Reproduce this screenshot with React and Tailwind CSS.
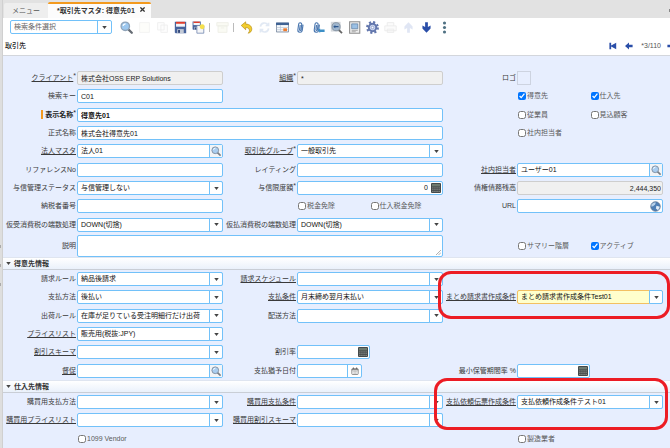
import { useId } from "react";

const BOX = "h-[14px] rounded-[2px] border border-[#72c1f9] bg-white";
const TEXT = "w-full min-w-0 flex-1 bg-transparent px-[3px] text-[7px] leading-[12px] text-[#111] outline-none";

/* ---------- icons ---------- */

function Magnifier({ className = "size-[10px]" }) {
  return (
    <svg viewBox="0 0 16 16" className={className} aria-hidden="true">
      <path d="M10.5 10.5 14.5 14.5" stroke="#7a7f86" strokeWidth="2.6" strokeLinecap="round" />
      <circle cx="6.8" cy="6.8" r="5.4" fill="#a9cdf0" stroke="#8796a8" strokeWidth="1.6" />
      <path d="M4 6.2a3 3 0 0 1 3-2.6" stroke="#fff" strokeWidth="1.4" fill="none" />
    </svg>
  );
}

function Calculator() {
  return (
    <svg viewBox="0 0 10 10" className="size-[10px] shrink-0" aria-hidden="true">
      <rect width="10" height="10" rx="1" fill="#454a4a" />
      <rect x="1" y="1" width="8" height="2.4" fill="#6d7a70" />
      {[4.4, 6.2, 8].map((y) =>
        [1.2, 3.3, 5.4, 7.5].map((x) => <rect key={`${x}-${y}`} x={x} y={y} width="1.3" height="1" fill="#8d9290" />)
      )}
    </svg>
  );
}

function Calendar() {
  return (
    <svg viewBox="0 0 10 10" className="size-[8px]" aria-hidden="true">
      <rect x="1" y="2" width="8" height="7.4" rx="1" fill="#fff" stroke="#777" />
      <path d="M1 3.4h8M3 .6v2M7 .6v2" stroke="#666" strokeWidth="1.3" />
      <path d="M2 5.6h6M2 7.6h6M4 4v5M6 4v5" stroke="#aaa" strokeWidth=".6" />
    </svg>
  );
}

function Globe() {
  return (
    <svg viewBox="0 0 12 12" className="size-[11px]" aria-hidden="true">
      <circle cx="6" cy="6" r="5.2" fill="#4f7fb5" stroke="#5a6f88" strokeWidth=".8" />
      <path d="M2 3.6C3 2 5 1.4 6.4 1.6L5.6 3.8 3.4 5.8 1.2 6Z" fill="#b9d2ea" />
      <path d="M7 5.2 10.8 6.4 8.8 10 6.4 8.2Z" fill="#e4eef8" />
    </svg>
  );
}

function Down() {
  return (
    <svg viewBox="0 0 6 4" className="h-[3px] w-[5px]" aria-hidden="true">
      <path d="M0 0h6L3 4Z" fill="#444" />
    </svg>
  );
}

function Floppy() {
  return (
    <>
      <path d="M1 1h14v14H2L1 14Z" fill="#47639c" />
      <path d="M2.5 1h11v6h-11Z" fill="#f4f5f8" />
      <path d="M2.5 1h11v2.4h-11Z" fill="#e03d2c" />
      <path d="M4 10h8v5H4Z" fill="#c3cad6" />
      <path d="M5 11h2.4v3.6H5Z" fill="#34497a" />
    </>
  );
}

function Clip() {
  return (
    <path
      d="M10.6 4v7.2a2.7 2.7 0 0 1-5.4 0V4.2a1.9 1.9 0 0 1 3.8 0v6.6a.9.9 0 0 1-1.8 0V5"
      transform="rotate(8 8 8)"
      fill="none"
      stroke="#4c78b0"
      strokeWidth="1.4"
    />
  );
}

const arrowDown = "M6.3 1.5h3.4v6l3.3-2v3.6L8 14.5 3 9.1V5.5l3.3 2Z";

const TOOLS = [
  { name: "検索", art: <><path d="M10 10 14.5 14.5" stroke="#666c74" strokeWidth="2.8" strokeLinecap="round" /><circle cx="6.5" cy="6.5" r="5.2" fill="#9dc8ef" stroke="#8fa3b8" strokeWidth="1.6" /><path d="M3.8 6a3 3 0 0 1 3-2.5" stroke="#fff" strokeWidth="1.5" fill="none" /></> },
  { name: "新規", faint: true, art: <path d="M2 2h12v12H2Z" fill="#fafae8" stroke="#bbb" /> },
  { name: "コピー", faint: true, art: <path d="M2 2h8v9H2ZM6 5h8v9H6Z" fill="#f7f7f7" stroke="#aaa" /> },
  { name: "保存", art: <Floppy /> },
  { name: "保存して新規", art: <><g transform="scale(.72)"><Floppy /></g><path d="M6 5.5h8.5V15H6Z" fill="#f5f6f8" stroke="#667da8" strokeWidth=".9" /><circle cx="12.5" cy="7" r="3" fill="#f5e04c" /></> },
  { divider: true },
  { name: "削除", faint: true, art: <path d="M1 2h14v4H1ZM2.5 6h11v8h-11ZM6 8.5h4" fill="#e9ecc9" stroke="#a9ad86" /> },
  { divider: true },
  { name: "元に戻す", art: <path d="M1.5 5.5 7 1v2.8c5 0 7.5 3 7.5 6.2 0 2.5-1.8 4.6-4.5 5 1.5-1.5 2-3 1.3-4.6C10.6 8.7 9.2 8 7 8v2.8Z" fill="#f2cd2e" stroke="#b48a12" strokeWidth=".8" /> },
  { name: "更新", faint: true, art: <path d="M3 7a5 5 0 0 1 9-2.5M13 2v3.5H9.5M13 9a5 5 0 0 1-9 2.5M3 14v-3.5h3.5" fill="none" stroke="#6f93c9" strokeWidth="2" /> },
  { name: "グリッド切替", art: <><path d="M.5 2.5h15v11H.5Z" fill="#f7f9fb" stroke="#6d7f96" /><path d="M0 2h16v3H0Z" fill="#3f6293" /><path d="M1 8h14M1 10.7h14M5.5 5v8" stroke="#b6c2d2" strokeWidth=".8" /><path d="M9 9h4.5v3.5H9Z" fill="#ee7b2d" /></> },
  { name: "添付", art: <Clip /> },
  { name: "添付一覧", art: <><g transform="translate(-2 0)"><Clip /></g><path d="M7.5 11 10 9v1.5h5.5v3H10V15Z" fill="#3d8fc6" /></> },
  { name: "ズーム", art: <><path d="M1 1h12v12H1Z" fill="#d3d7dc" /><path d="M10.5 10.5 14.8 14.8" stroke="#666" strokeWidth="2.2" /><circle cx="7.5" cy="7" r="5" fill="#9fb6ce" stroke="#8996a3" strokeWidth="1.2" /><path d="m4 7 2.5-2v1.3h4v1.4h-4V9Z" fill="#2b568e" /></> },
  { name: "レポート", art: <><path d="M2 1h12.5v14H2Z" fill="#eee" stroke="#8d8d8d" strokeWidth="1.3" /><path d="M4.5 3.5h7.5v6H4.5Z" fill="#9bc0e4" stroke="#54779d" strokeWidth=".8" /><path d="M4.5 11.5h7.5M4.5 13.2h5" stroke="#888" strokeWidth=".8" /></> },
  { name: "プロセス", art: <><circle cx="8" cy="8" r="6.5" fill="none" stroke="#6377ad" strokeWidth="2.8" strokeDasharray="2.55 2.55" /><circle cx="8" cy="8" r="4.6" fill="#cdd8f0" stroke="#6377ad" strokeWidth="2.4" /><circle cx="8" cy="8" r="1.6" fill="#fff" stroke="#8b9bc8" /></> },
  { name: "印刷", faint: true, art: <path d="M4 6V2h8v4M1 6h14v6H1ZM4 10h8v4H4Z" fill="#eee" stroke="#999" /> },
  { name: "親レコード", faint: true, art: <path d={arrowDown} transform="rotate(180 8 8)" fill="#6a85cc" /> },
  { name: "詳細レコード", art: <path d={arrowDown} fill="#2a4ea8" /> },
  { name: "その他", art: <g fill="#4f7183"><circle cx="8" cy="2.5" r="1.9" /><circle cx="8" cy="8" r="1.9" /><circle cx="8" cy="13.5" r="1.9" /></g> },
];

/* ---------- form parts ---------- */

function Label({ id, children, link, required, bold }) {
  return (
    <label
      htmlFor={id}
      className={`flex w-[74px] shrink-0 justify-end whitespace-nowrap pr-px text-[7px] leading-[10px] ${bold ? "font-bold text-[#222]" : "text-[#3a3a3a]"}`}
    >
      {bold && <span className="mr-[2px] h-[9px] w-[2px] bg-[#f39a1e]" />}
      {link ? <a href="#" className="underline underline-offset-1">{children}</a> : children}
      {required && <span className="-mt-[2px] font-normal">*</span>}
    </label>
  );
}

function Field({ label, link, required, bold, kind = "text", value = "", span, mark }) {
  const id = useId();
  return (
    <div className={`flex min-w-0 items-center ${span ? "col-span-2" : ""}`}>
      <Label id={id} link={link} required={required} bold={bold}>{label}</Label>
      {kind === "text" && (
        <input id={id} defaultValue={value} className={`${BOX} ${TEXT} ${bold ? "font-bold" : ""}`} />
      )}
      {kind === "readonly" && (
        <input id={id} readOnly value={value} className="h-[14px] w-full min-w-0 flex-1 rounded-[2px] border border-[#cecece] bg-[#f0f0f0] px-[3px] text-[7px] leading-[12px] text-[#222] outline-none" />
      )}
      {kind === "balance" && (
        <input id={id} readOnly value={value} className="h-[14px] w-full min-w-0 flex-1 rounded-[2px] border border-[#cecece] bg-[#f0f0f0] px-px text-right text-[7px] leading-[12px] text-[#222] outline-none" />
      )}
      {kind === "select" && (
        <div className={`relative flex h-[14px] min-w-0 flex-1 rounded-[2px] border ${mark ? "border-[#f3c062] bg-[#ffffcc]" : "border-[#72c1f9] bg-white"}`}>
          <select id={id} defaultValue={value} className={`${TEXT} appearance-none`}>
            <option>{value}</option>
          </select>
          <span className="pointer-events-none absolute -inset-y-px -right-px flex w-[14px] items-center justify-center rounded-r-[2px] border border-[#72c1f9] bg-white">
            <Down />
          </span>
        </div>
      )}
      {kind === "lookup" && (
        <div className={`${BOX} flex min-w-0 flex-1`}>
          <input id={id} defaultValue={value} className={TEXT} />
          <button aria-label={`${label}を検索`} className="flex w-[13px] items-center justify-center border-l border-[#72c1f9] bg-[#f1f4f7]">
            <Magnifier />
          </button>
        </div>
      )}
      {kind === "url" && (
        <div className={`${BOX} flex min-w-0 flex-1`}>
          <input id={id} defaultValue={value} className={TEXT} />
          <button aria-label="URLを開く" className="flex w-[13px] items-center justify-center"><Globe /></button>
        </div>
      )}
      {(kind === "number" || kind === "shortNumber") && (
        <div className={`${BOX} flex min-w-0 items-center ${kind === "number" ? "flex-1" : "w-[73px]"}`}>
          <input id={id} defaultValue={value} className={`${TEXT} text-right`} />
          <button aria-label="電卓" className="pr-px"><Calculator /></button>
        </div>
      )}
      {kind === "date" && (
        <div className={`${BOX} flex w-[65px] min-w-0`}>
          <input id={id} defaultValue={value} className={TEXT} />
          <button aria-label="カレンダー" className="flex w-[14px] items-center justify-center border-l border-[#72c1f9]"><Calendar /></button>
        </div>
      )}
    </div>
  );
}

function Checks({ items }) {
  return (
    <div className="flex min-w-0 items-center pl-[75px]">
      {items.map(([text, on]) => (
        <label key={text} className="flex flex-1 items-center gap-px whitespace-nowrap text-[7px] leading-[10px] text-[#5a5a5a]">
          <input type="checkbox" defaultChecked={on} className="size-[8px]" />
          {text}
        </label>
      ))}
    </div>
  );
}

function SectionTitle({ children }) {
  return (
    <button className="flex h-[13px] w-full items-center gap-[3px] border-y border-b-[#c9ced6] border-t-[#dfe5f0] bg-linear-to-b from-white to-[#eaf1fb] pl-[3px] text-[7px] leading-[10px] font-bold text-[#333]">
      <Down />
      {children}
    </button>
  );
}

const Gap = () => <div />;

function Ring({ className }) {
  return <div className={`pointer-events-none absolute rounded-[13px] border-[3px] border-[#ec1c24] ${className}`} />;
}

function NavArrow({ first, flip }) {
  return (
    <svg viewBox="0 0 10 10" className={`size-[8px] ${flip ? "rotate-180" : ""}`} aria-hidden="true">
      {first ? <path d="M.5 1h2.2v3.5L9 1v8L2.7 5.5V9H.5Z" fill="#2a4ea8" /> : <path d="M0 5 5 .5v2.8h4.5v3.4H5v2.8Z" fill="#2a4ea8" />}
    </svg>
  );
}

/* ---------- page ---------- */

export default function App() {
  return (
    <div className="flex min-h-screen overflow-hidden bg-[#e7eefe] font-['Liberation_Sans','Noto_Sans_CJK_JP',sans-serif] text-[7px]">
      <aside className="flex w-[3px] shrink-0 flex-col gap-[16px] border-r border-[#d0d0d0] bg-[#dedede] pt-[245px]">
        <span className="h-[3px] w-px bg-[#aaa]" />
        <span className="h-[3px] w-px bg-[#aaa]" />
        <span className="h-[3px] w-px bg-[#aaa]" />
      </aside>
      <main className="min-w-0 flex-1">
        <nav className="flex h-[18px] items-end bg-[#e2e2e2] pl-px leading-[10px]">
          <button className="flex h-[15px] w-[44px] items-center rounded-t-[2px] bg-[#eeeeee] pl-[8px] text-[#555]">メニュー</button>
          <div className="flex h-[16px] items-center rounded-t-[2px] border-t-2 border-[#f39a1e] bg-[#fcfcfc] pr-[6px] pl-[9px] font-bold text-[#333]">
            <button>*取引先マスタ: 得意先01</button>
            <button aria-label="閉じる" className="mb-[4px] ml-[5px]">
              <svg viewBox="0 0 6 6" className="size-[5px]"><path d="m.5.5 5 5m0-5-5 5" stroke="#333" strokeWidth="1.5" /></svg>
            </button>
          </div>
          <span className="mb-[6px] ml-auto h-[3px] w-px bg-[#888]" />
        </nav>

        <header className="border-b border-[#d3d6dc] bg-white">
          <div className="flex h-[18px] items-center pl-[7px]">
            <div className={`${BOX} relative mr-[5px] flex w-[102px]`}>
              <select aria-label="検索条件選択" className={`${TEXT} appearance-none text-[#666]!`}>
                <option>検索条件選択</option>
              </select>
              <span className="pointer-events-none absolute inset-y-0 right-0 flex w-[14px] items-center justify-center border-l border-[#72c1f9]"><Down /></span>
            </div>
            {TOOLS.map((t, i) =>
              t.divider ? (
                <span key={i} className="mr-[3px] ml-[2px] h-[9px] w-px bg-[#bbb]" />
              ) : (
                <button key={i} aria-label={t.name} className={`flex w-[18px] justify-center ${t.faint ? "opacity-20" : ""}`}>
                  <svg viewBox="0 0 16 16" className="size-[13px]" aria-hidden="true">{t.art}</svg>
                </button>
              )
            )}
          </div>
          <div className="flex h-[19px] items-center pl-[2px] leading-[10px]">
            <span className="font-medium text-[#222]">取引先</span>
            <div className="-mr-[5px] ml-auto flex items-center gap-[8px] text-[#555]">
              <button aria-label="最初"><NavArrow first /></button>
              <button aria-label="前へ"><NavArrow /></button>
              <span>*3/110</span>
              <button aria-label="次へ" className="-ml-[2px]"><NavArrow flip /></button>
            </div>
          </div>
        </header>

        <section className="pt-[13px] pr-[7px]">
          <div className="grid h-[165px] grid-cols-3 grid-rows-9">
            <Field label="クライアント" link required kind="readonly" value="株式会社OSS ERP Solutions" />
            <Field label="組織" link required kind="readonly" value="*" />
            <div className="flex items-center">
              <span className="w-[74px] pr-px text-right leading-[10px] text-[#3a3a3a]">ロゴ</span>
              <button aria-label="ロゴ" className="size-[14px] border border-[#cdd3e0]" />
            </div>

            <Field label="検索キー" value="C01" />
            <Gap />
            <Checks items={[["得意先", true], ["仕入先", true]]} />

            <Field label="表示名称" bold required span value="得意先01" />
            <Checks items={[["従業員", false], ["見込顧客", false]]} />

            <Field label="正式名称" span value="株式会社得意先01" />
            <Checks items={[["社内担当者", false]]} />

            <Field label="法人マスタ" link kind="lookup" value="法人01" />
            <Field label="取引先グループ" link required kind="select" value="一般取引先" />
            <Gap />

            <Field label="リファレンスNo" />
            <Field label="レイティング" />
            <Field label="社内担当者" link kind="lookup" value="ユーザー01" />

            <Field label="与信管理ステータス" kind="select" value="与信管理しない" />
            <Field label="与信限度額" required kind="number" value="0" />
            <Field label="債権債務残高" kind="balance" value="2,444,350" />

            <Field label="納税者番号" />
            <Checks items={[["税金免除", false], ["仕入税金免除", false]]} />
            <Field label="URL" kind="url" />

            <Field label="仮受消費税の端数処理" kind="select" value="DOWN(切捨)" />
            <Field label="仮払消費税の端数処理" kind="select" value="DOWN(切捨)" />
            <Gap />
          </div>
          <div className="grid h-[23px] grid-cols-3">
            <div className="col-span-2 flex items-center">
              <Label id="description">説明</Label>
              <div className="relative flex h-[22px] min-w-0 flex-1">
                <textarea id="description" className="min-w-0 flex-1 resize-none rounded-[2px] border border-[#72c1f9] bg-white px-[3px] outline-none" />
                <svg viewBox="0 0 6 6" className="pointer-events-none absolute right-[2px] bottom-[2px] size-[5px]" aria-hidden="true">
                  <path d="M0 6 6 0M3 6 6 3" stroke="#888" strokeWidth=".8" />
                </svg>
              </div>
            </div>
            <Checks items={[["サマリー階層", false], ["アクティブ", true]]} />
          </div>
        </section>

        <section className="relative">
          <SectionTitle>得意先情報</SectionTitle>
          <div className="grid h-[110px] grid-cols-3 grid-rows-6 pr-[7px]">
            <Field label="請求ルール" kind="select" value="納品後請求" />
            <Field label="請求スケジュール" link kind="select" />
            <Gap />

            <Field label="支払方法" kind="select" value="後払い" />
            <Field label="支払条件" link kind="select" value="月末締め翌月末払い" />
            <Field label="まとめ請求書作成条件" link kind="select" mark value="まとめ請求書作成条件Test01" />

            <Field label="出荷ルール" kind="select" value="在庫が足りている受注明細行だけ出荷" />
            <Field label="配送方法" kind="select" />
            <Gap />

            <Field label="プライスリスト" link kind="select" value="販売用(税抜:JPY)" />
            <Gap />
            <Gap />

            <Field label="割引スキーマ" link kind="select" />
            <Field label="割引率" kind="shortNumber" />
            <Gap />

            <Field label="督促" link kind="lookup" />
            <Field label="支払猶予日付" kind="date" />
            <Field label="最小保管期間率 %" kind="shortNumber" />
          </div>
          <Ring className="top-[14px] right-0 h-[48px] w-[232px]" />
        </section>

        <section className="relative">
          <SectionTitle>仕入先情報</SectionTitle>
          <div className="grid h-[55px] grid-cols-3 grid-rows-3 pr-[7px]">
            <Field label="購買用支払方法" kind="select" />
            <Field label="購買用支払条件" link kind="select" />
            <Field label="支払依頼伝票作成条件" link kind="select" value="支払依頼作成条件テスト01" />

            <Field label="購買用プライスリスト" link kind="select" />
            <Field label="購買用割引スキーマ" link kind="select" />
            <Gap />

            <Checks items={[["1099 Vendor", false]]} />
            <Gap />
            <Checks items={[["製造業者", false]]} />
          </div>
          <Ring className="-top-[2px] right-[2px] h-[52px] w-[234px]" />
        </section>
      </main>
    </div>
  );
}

++++++++

## Exercise goal:
Repeat the lines of the listing above verbatim, beginning at its first line and ending at the line containing "min-w-0 flex-1 bg-transparent", which is included. Omit pictures.

## Answer for the task:
Reproduce this screenshot with React and Tailwind CSS.
import { useId } from "react";

const BOX = "h-[14px] rounded-[2px] border border-[#72c1f9] bg-white";
const TEXT = "w-full min-w-0 flex-1 bg-transparent px-[3px] text-[7px] leading-[12px] text-[#111] outline-none";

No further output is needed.